> [EXERCISE REQUIREMENTS] Look through the listing below and work out how many of its lines hold the word "with". Give only the number.

START EXERCISE MATERIAL

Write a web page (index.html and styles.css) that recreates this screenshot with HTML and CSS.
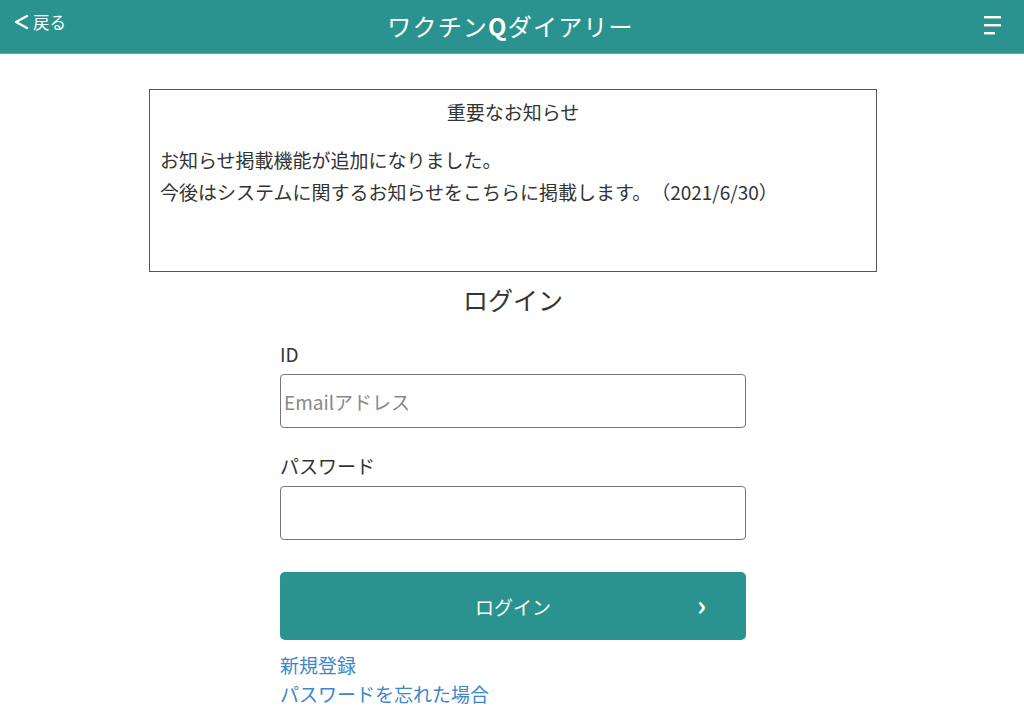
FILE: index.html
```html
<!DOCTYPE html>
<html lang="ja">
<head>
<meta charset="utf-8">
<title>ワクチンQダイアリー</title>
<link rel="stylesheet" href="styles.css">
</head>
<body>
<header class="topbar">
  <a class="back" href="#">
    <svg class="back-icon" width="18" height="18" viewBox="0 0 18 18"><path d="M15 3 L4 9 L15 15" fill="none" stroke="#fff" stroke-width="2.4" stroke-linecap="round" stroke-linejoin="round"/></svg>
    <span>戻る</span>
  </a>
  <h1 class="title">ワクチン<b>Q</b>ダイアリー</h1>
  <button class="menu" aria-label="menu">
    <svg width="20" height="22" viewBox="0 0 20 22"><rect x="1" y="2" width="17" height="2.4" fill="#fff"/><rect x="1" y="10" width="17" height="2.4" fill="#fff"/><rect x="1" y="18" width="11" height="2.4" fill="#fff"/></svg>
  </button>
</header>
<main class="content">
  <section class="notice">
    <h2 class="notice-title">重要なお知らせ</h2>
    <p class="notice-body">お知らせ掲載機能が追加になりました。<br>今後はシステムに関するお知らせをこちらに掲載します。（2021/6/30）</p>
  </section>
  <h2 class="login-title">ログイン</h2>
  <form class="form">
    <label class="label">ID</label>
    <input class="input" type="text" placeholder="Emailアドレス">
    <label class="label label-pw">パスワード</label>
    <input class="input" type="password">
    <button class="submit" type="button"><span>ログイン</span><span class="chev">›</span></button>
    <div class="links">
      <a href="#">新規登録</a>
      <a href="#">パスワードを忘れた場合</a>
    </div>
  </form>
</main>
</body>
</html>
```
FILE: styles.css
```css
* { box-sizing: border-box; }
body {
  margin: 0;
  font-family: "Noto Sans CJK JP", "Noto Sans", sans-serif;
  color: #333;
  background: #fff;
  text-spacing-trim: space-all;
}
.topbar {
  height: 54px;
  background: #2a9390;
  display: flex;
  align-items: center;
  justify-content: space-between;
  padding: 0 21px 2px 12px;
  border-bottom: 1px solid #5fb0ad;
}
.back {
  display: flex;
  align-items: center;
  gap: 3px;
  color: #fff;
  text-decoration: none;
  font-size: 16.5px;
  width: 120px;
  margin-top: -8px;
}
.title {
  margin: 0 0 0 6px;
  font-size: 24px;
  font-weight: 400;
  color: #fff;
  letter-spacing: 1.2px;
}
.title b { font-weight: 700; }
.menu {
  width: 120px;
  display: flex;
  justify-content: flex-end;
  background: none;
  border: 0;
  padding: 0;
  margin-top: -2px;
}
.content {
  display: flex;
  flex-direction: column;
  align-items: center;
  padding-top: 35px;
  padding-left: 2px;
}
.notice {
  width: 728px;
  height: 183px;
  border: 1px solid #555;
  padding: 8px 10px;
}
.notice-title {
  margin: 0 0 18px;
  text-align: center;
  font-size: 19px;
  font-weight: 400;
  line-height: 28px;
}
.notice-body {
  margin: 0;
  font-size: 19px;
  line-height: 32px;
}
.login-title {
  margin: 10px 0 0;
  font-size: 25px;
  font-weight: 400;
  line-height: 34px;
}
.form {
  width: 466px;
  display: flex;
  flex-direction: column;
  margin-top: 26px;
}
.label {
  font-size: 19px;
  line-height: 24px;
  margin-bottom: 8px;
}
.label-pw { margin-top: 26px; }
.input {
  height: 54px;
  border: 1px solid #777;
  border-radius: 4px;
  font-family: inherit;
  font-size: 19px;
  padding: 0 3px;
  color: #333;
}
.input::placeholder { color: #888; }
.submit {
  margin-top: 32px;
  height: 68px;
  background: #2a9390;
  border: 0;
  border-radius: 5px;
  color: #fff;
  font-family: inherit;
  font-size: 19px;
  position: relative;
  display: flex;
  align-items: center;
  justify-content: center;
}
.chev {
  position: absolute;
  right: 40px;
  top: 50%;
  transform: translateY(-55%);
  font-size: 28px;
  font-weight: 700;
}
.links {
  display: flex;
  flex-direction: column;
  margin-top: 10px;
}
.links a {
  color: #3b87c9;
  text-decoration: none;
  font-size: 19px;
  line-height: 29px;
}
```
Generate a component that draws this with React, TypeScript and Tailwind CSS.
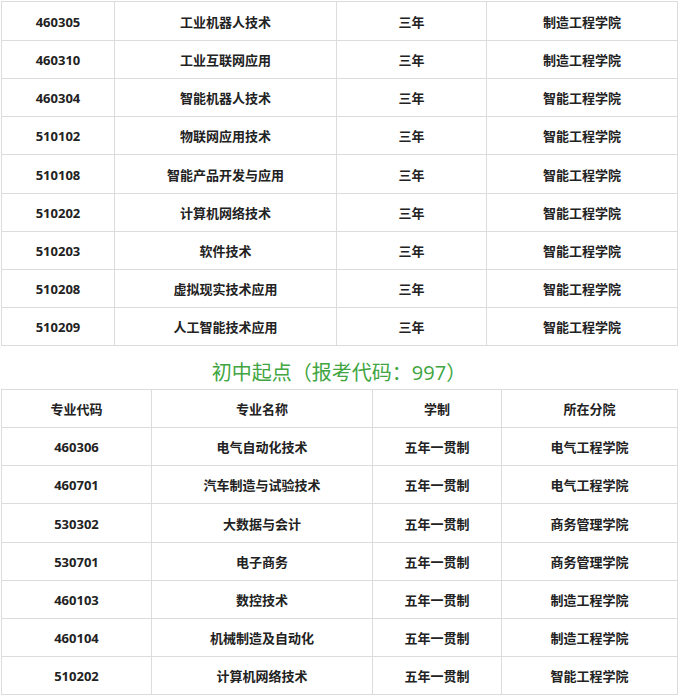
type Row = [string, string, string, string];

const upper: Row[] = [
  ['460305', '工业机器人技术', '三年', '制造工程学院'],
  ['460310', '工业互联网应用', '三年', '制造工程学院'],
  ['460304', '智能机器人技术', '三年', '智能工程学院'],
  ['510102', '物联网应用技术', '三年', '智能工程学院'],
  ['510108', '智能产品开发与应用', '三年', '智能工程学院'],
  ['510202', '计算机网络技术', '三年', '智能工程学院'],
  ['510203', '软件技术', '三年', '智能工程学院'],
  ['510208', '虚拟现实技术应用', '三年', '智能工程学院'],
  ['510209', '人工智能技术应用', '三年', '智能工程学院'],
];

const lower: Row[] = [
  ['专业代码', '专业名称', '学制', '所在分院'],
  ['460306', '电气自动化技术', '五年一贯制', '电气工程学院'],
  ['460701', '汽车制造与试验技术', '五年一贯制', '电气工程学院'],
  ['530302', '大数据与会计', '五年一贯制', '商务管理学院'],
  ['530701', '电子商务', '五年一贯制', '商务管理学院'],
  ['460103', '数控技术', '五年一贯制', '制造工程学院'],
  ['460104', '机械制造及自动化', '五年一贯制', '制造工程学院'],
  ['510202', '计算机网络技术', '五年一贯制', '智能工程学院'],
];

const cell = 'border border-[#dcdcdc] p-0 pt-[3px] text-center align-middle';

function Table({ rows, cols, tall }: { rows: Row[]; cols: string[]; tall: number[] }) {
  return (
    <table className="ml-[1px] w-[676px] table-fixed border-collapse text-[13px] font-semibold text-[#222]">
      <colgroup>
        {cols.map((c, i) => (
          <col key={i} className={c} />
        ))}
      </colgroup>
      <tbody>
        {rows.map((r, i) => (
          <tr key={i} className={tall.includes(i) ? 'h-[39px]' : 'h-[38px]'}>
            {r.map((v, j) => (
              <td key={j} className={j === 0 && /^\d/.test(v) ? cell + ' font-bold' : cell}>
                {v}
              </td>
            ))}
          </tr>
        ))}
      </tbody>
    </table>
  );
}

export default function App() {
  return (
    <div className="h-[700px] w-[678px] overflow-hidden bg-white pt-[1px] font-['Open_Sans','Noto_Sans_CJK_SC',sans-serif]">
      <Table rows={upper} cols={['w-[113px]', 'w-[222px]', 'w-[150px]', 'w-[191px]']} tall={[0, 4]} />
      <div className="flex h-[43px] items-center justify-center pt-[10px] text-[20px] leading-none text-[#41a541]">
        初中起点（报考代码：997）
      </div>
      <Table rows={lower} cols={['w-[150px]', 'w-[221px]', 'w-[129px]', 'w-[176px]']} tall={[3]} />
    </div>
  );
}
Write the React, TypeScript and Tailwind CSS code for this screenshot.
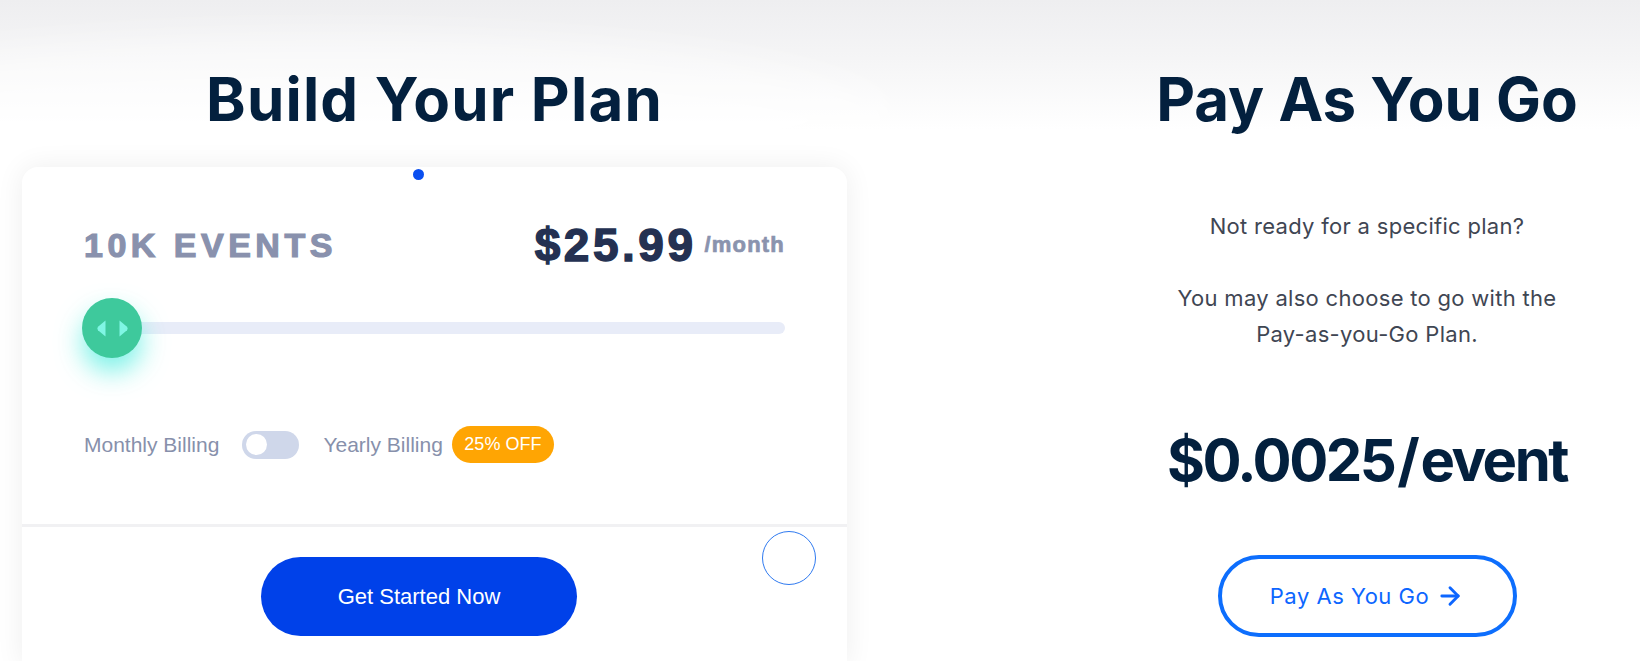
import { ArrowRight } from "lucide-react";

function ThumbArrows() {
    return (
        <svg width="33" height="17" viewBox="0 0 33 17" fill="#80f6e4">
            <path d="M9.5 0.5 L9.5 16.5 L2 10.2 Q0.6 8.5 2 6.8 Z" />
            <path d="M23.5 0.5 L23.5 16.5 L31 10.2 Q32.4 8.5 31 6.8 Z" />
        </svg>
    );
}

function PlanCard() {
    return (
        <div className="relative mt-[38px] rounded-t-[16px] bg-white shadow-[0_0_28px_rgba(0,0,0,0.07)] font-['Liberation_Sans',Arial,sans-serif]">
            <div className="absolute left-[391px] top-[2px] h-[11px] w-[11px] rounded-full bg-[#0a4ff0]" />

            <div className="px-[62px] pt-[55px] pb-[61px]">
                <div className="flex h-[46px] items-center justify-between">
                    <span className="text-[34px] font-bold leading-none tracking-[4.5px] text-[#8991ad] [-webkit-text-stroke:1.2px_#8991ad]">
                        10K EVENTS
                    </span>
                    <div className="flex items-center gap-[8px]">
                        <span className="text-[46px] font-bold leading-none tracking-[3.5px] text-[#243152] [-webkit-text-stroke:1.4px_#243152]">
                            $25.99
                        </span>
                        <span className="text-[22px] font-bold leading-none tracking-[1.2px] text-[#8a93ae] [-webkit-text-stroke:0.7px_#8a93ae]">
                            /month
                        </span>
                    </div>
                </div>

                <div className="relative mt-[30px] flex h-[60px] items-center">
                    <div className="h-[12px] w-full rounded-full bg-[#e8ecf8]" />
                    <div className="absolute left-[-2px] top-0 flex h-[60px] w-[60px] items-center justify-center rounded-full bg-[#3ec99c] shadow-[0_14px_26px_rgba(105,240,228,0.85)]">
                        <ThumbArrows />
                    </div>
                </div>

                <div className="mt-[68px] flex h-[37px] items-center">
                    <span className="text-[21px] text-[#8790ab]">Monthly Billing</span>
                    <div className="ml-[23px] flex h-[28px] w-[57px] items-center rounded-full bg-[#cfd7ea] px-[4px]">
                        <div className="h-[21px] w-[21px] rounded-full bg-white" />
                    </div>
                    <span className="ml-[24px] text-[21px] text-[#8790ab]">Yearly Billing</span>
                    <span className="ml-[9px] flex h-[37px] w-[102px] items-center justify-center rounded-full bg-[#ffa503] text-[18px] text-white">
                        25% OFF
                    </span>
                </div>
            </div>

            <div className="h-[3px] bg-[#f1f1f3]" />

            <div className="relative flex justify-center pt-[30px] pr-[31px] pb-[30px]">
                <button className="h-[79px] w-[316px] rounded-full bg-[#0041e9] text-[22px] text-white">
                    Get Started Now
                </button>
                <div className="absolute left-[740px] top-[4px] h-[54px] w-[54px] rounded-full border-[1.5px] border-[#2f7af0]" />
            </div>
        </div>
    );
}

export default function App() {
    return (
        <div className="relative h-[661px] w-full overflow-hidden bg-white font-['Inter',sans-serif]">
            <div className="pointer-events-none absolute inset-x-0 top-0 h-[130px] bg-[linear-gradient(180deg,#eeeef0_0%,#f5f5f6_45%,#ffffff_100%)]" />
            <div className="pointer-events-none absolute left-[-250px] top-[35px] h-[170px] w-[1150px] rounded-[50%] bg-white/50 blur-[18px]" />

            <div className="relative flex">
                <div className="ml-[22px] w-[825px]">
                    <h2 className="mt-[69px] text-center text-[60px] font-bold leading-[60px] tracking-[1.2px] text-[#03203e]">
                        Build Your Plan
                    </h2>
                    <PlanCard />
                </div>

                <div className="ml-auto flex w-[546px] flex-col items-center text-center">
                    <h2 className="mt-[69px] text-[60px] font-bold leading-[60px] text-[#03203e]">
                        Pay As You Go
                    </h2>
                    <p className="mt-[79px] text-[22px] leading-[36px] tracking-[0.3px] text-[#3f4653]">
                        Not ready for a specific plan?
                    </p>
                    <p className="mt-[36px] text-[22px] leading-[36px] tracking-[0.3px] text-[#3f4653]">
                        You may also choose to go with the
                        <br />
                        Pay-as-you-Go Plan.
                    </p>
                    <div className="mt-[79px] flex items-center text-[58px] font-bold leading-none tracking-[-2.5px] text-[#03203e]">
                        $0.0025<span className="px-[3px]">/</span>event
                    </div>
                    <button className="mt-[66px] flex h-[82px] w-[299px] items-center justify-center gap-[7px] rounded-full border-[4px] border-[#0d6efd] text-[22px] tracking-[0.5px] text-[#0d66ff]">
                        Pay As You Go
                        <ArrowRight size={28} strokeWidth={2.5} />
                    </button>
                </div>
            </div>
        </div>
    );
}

END EXERCISE MATERIAL

> [OUTPUT FOR THIS TASK] 3